March 28, 2023 Tuesday
Abstract:
Many recent AI breakthroughs are based on a large amount of high-quality data. For example, ChatGPT adopts a similar model architecture to GPT-3, but improves it with fine-tuned high-quality data. Most ML methods are model-centric, meaning the model is iteratively enhanced by designing more elegant architectures or objective functions to improve predictive performance. Despite the success of model-centric ML, the power of data is overlooked in the AI and ML community.
Unstructured graph data leads to more challenges for data-centric ML. In this talk, I will introduce our recent progress in data-centric ML (DCML) on graphs.
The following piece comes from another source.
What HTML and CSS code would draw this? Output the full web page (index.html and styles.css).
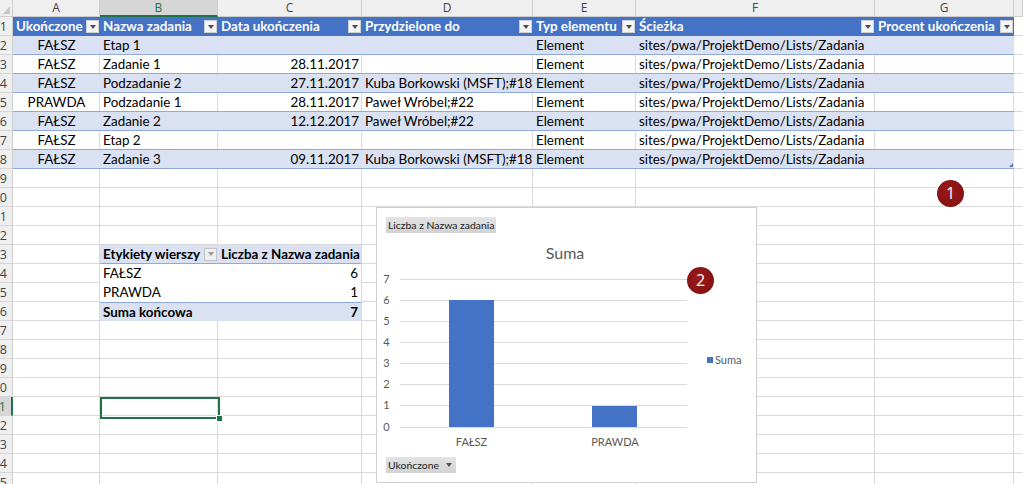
FILE: index.html
```html
<!DOCTYPE html>
<html lang="pl">
<head>
<meta charset="utf-8">
<title>Zadania</title>
<link rel="stylesheet" href="styles.css">
</head>
<body>
<div class="app">
  <div class="sheet">
    <div class="corner"></div>
    <div class="ch">A</div>
    <div class="ch selcol">B</div>
    <div class="ch">C</div>
    <div class="ch">D</div>
    <div class="ch">E</div>
    <div class="ch">F</div>
    <div class="ch">G</div>
    <div class="ch"></div>

    <div class="rowheads">
      <div class="rh">1</div><div class="rh">2</div><div class="rh">3</div><div class="rh">4</div><div class="rh">5</div>
      <div class="rh">6</div><div class="rh">7</div><div class="rh">8</div><div class="rh">9</div><div class="rh">10</div>
      <div class="rh">11</div><div class="rh">12</div><div class="rh">13</div><div class="rh">14</div><div class="rh">15</div>
      <div class="rh">16</div><div class="rh">17</div><div class="rh">18</div><div class="rh">19</div><div class="rh">20</div>
      <div class="rh selrow">21</div><div class="rh">22</div><div class="rh">23</div><div class="rh">24</div><div class="rh">25</div>
    </div>

    <div class="vl col-a"></div>
    <div class="vl col-b"></div>
    <div class="vl col-c"></div>
    <div class="vl col-d"></div>
    <div class="vl col-e"></div>
    <div class="vl col-f"></div>
    <div class="vl col-g"></div>

    <div class="tbl">
      <div class="tr th">
        <div class="hc"><span>Ukończone</span><i class="dd"></i></div>
        <div class="hc"><span>Nazwa zadania</span><i class="dd"></i></div>
        <div class="hc"><span>Data ukończenia</span><i class="dd"></i></div>
        <div class="hc"><span>Przydzielone do</span><i class="dd"></i></div>
        <div class="hc"><span>Typ elementu</span><i class="dd"></i></div>
        <div class="hc"><span>Ścieżka</span><i class="dd"></i></div>
        <div class="hc"><span>Procent ukończenia</span><i class="dd"></i></div>
      </div>
      <div class="tr band">
        <div class="c ctr">FAŁSZ</div><div class="c">Etap 1</div><div class="c r"></div><div class="c"></div><div class="c">Element</div><div class="c">sites/pwa/ProjektDemo/Lists/Zadania</div><div class="c"></div>
      </div>
      <div class="tr">
        <div class="c ctr">FAŁSZ</div><div class="c">Zadanie 1</div><div class="c r">28.11.2017</div><div class="c"></div><div class="c">Element</div><div class="c">sites/pwa/ProjektDemo/Lists/Zadania</div><div class="c"></div>
      </div>
      <div class="tr band">
        <div class="c ctr">FAŁSZ</div><div class="c">Podzadanie 2</div><div class="c r">27.11.2017</div><div class="c">Kuba Borkowski (MSFT);#18</div><div class="c">Element</div><div class="c">sites/pwa/ProjektDemo/Lists/Zadania</div><div class="c"></div>
      </div>
      <div class="tr">
        <div class="c ctr">PRAWDA</div><div class="c">Podzadanie 1</div><div class="c r">28.11.2017</div><div class="c">Paweł Wróbel;#22</div><div class="c">Element</div><div class="c">sites/pwa/ProjektDemo/Lists/Zadania</div><div class="c"></div>
      </div>
      <div class="tr band">
        <div class="c ctr">FAŁSZ</div><div class="c">Zadanie 2</div><div class="c r">12.12.2017</div><div class="c">Paweł Wróbel;#22</div><div class="c">Element</div><div class="c">sites/pwa/ProjektDemo/Lists/Zadania</div><div class="c"></div>
      </div>
      <div class="tr">
        <div class="c ctr">FAŁSZ</div><div class="c">Etap 2</div><div class="c r"></div><div class="c"></div><div class="c">Element</div><div class="c">sites/pwa/ProjektDemo/Lists/Zadania</div><div class="c"></div>
      </div>
      <div class="tr band last">
        <div class="c ctr">FAŁSZ</div><div class="c">Zadanie 3</div><div class="c r">09.11.2017</div><div class="c">Kuba Borkowski (MSFT);#18</div><div class="c">Element</div><div class="c">sites/pwa/ProjektDemo/Lists/Zadania</div><div class="c"></div>
      </div>
      <i class="resize"></i>
    </div>

    <div class="pivot">
      <div class="pr ph">
        <div class="hc"><span>Etykiety wierszy</span><i class="dd pdd"></i></div>
        <div class="c">Liczba z Nazwa zadania</div>
      </div>
      <div class="pr"><div class="c">FAŁSZ</div><div class="c r">6</div></div>
      <div class="pr"><div class="c">PRAWDA</div><div class="c r">1</div></div>
      <div class="pr pt"><div class="c">Suma końcowa</div><div class="c r">7</div></div>
    </div>

    <div class="sel"><i class="handle"></i></div>
  </div>

  <div class="chart">
    <div class="fbtn">Liczba z Nazwa zadania</div>
    <svg class="plot" width="379" height="224" viewBox="0 0 379 224">
      <text class="title" x="188" y="26" text-anchor="middle">Suma</text>
      <g class="grid">
        <line x1="23" x2="310" y1="46.5" y2="46.5"/>
        <line x1="23" x2="310" y1="67.5" y2="67.5"/>
        <line x1="23" x2="310" y1="88.5" y2="88.5"/>
        <line x1="23" x2="310" y1="109.5" y2="109.5"/>
        <line x1="23" x2="310" y1="130.5" y2="130.5"/>
        <line x1="23" x2="310" y1="151.5" y2="151.5"/>
        <line x1="23" x2="310" y1="172.5" y2="172.5"/>
        <line x1="23" x2="310" y1="194.5" y2="194.5"/>
      </g>
      <g class="ylab" text-anchor="middle">
        <text x="9.5" y="50">7</text>
        <text x="9.5" y="71">6</text>
        <text x="9.5" y="92">5</text>
        <text x="9.5" y="113">4</text>
        <text x="9.5" y="134">3</text>
        <text x="9.5" y="155">2</text>
        <text x="9.5" y="176">1</text>
        <text x="9.5" y="198">0</text>
      </g>
      <rect class="bar" x="72" y="67" width="45" height="127"/>
      <rect class="bar" x="215" y="173" width="45" height="21"/>
      <g class="xlab" text-anchor="middle">
        <text x="94.5" y="213">FAŁSZ</text>
        <text x="238" y="213">PRAWDA</text>
      </g>
      <rect class="bar" x="330" y="124" width="6" height="6"/>
      <text class="leg" x="338" y="131">Suma</text>
    </svg>
    <div class="fbtn">Ukończone <i class="tri"></i></div>
  </div>

  <div class="badge b1">1</div>
  <div class="badge b2">2</div>
</div>
</body>
</html>
```

FILE: styles.css
```css
:root {
  --tcols: 87px 118px 144px 171px 103px 239px 139px;
  --grid: #dadada;
  --hdr: #efefef;
  --hdr-line: #cdcdcd;
  --blue: #4472c4;
  --band: #d9e1f2;
  --tline: #8ea9db;
  --green: #217346;
}

html, body {
  margin: 0;
  background: #fff;
  overflow: hidden;
}

body {
  font-family: Lato, "Noto Sans", sans-serif;
  color: #000;
}

.app {
  position: relative;
  width: 1023px;
  height: 484px;
  overflow: hidden;
}

.sheet {
  display: grid;
  grid-template-columns: 13px var(--tcols) 1fr;
  grid-template-rows: 17px repeat(25, 19px);
  background-image: repeating-linear-gradient(to bottom, transparent 0 18px, var(--grid) 18px 19px);
  background-position: 0 17px;
}

.corner {
  grid-row: 1;
  grid-column: 1;
  background:
    linear-gradient(135deg, transparent 60%, #c9c9c9 60%) no-repeat right 2px bottom 2px / 9px 9px,
    var(--hdr);
  border-right: 1px solid var(--hdr-line);
  border-bottom: 1px solid var(--hdr-line);
}

.ch {
  grid-row: 1;
  background: var(--hdr);
  border-right: 1px solid var(--hdr-line);
  border-bottom: 1px solid var(--hdr-line);
  font-family: "Open Sans", sans-serif;
  font-size: 12px;
  line-height: 16px;
  color: #444;
  text-align: center;
}

.ch.selcol {
  background: #d6d6d6;
  color: var(--green);
  border-bottom: 2px solid var(--green);
}

.rowheads {
  grid-column: 1;
  grid-row: 2 / -1;
  display: flex;
  flex-direction: column;
}

.rh {
  height: 19px;
  flex: none;
  box-sizing: border-box;
  display: flex;
  justify-content: flex-end;
  align-items: center;
  padding-right: 5px;
  background: var(--hdr);
  border-right: 1px solid var(--hdr-line);
  border-bottom: 1px solid #d6d6d6;
  font-family: "Open Sans", sans-serif;
  font-size: 12.5px;
  color: #444;
  overflow: hidden;
  white-space: nowrap;
}

.rh.selrow {
  background: #d6d6d6;
  color: var(--green);
  border-right: 2px solid var(--green);
}

.vl {
  grid-row: 2 / -1;
  border-right: 1px solid var(--grid);
}

.col-a { grid-column: 2; }
.col-b { grid-column: 3; }
.col-c { grid-column: 4; }
.col-d { grid-column: 5; }
.col-e { grid-column: 6; }
.col-f { grid-column: 7; }
.col-g { grid-column: 8; }

.tbl {
  grid-column: 2 / 9;
  grid-row: 2 / 10;
  display: flex;
  flex-direction: column;
  position: relative;
}

.tr {
  display: grid;
  grid-template-columns: var(--tcols);
  height: 19px;
  box-sizing: border-box;
  border-bottom: 1px solid var(--tline);
  font-size: 13.4px;
  line-height: 18px;
}

.tr.th {
  background: var(--blue);
  color: #fff;
  font-weight: 700;
  border-bottom: none;
  line-height: 19px;
}

.tr.band {
  background: var(--band);
}

.c {
  padding: 0 3px;
  white-space: nowrap;
  overflow: hidden;
}

.ctr { text-align: center; }
.r { text-align: right; }

.hc {
  display: flex;
  align-items: center;
  justify-content: space-between;
  padding: 0 1px 0 3px;
  white-space: nowrap;
  overflow: hidden;
}

.dd {
  flex: none;
  width: 13px;
  height: 13px;
  box-sizing: border-box;
  background: #f5f5f5;
  border: 1px solid #d0d0d0;
  display: flex;
  align-items: center;
  justify-content: center;
}

.dd::after {
  content: "";
  border-left: 3px solid transparent;
  border-right: 3px solid transparent;
  border-top: 4px solid #4d4d4d;
}

.resize {
  position: absolute;
  right: 1px;
  bottom: 2px;
  width: 0;
  height: 0;
  border-left: 4px solid transparent;
  border-bottom: 4px solid #5b7cc0;
}

.pivot {
  grid-column: 3 / 5;
  grid-row: 14 / 18;
  margin-right: 1px;
  display: flex;
  flex-direction: column;
  background: #fff;
}

.pr {
  display: grid;
  grid-template-columns: 118px 143px;
  height: 19px;
  box-sizing: border-box;
  font-size: 13.4px;
  line-height: 19px;
}

.pr.ph {
  background: var(--band);
  border-bottom: 1px solid var(--tline);
  font-weight: 700;
  line-height: 18px;
}

.pr.pt {
  background: var(--band);
  border-top: 1px solid var(--tline);
  font-weight: 700;
  line-height: 18px;
}

.pdd {
  background: #eeeeee;
  border-color: #c4c4c4;
}

.pdd::after {
  border-top-color: #9a9a9a;
}

.sel {
  grid-column: 3;
  grid-row: 22;
  margin: 0 -2px -3px 0;
  border: 2px solid var(--green);
  box-sizing: border-box;
  position: relative;
}

.handle {
  position: absolute;
  right: -5px;
  bottom: -5px;
  width: 5px;
  height: 5px;
  background: var(--green);
  border: 1px solid #fff;
}

.chart {
  position: absolute;
  left: 376px;
  top: 207px;
  width: 381px;
  height: 276px;
  box-sizing: border-box;
  padding: 9px;
  border: 1px solid #d0d0d0;
  background: #fff;
  display: flex;
  flex-direction: column;
  align-items: flex-start;
}

.plot {
  display: block;
  margin: 0 -9px;
  flex: none;
}

.fbtn {
  height: 16px;
  box-sizing: border-box;
  padding: 0 2px;
  background: linear-gradient(#e4e4e4, #d2d2d2);
  font-family: Lato, "Noto Sans", sans-serif;
  font-size: 10.4px;
  line-height: 16px;
  color: #222;
  white-space: nowrap;
  display: flex;
  align-items: center;
  gap: 7px;
}

.tri {
  display: inline-block;
  margin-right: 2px;
  border-left: 3px solid transparent;
  border-right: 3px solid transparent;
  border-top: 4px solid #555;
}

.title {
  font-family: Lato, "Noto Sans", sans-serif;
  font-size: 16px;
  fill: #595959;
}

.grid line {
  stroke: #d9d9d9;
  stroke-width: 1;
}

.ylab text, .xlab text, .leg {
  font-family: Lato, "Noto Sans", sans-serif;
  font-size: 11px;
  fill: #595959;
}

.bar {
  fill: #4472c4;
}

.badge {
  position: absolute;
  width: 27px;
  height: 27px;
  border-radius: 50%;
  background: radial-gradient(circle at 45% 40%, #9a1a1a, #7e0f0f);
  color: #fff;
  font-family: "Open Sans", sans-serif;
  font-size: 16px;
  line-height: 27px;
  text-align: center;
}

.b1 { left: 937px; top: 180px; }
.b2 { left: 687px; top: 267px; }
```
Specifically, I will focus on the following two challenges: 1) for data quantity, how to efficiently annotate a large amount of data for graph ML? 2) for data quality, besides more complex models, how to make graph ML faster and easier from the data perspective? Finally, I will briefly introduce the deployment of our work and its influence in the industry.
Speaker Bio:
Dr. Wentao ZHANG
Postdoc Research Fellow, Montreal Institute for Learning Algorithms (Mila)
Ph.D. degree in computer science, Peking University
Dr. Wentao Zhang is currently a postdoc research fellow working at Montreal Institute for Learning Algorithms (Mila), and he received his Ph.D. degree in computer science from Peking University. Besides, he has accumulated four years of industrial experience in Tencent and Apple.
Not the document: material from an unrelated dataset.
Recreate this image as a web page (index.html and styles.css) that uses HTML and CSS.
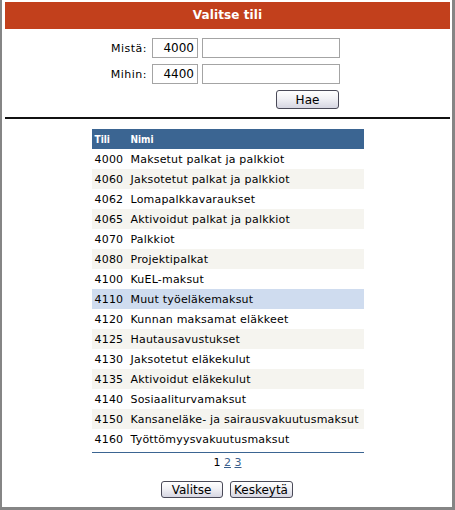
FILE: index.html
```html
<!DOCTYPE html>
<html>
<head>
<meta charset="utf-8">
<link rel="stylesheet" href="styles.css">
</head>
<body>
<div class="frame">
  <div class="title">Valitse tili</div>
  <div class="search">
    <label class="lbl">Mistä:</label>
    <input class="num" type="text" value="4000">
    <input class="txt" type="text" value="">
    <label class="lbl">Mihin:</label>
    <input class="num" type="text" value="4400">
    <input class="txt" type="text" value="">
    <div class="hae-cell"><button class="btn hae">Hae</button></div>
  </div>
  <div class="divider"></div>
  <table class="accounts">
    <thead>
      <tr><th class="c1">Tili</th><th class="c2">Nimi</th></tr>
    </thead>
    <tbody>
      <tr><td class="c1">4000</td><td class="c2">Maksetut palkat ja palkkiot</td></tr>
      <tr class="alt"><td class="c1">4060</td><td class="c2">Jaksotetut palkat ja palkkiot</td></tr>
      <tr><td class="c1">4062</td><td class="c2">Lomapalkkavaraukset</td></tr>
      <tr class="alt"><td class="c1">4065</td><td class="c2">Aktivoidut palkat ja palkkiot</td></tr>
      <tr><td class="c1">4070</td><td class="c2">Palkkiot</td></tr>
      <tr class="alt"><td class="c1">4080</td><td class="c2">Projektipalkat</td></tr>
      <tr><td class="c1">4100</td><td class="c2">KuEL-maksut</td></tr>
      <tr class="sel"><td class="c1">4110</td><td class="c2">Muut työeläkemaksut</td></tr>
      <tr><td class="c1">4120</td><td class="c2">Kunnan maksamat eläkkeet</td></tr>
      <tr class="alt"><td class="c1">4125</td><td class="c2">Hautausavustukset</td></tr>
      <tr><td class="c1">4130</td><td class="c2">Jaksotetut eläkekulut</td></tr>
      <tr class="alt"><td class="c1">4135</td><td class="c2">Aktivoidut eläkekulut</td></tr>
      <tr><td class="c1">4140</td><td class="c2">Sosiaaliturvamaksut</td></tr>
      <tr class="alt"><td class="c1">4150</td><td class="c2">Kansaneläke- ja sairausvakuutusmaksut</td></tr>
      <tr><td class="c1">4160</td><td class="c2">Työttömyysvakuutusmaksut</td></tr>
    </tbody>
  </table>
  <div class="tline"></div>
  <div class="pager">1 <a href="#">2</a> <a href="#">3</a></div>
  <div class="actions">
    <button class="btn">Valitse</button>
    <button class="btn">Keskeytä</button>
  </div>
</div>
</body>
</html>
```
FILE: styles.css
```css
html, body {
  margin: 0;
  padding: 0;
  background: #ffffff;
}
body {
  font-family: "DejaVu Sans", Verdana, sans-serif;
  font-size: 11px;
  color: #000;
}
.frame {
  box-sizing: border-box;
  width: 455px;
  height: 510px;
  border-left: 2px solid #858585;
  border-right: 3px solid #858585;
  border-bottom: 3px solid #858585;
  padding: 2px 2px 0 3px;
  display: flex;
  flex-direction: column;
}
.title {
  height: 27px;
  line-height: 26px;
  background: #c2401c;
  color: #fff;
  font-weight: bold;
  font-size: 12px;
  letter-spacing: 0.1px;
  text-align: center;
}
.search {
  margin-top: 9px;
  margin-left: 83px;
  display: grid;
  grid-template-columns: 60px 46px 138px;
  column-gap: 4px;
  row-gap: 6px;
  align-items: center;
}
.lbl {
  text-align: right;
  padding-right: 1px;
  font-size: 11px;
  letter-spacing: 0.5px;
}
.search input {
  box-sizing: border-box;
  height: 20px;
  margin: 0;
  border: 1px solid #a4a4a4;
  font-family: "DejaVu Sans", Verdana, sans-serif;
  font-size: 12px;
  padding: 0 3px;
  background: #fff;
  color: #000;
  outline: none;
}
.num {
  width: 46px;
  text-align: right;
}
.txt {
  width: 138px;
}
.hae-cell {
  grid-column: 1 / 4;
  display: flex;
  justify-content: flex-end;
  padding-right: 1px;
}
.btn {
  box-sizing: border-box;
  margin: 0;
  padding: 0 2px;
  font-family: "DejaVu Sans", Verdana, sans-serif;
  font-size: 12px;
  color: #000;
  border: 1px solid #4a4a58;
  border-radius: 3px;
  background: linear-gradient(#ffffff, #f1f1f5 45%, #d6d6e2);
  height: 17px;
  line-height: 14px;
}
.hae {
  width: 63px;
  height: 19px;
  line-height: 16px;
}
.divider {
  margin-top: 8px;
  height: 2px;
  background: #111;
}
.accounts {
  margin: 10px auto 0;
  width: 272px;
  border-collapse: collapse;
  border-spacing: 0;
}
.accounts th {
  height: 20px;
  padding: 0 0 0 3px;
  background: #3b6592;
  color: #fff;
  font-family: "DejaVu Sans Condensed", "DejaVu Sans", sans-serif;
  font-size: 10px;
  font-weight: bold;
  text-align: left;
}
.accounts td {
  height: 20px;
  padding: 0 0 0 3px;
  font-size: 11px;
  letter-spacing: 0.2px;
  white-space: nowrap;
}
.accounts .c1 {
  width: 35px;
  padding-left: 3px;
}
.accounts .c2 {
  padding-left: 1px;
}
.accounts tr.alt td {
  background: #f5f4ef;
}
.accounts tr.sel td {
  background: #cfdcef;
}
.tline {
  margin: 3px auto 0;
  width: 272px;
  height: 1px;
  background: #3b6592;
}
.pager {
  margin-top: 3px;
  height: 14px;
  line-height: 14px;
  text-align: center;
  font-size: 11px;
}
.pager a {
  color: #3b5f8c;
  text-decoration: underline;
}
.actions {
  margin-top: 11px;
  display: flex;
  justify-content: center;
  gap: 7px;
  padding-right: 2px;
}
.actions .btn:first-child {
  width: 62px;
}
.actions .btn:last-child {
  width: 63px;
}
```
Wentao’s research focuses on data-centric ML, graph ML, and ML systems. He has published 30+ papers, including 10+ first-author papers in the top DB (SIGMOD, VLDB, ICDE), DM (KDD, WWW), and ML (ICML, NeurIPS, ICLR) venues. Besides, he is the contributor or designer of several system projects, including Angel , SGL , MindWare , and OpenBox. His research works have been powering several billion-scale applications in industry, and some of them have been recognized by multiple prestigious awards, including the Best Student Paper Award at WWW’22.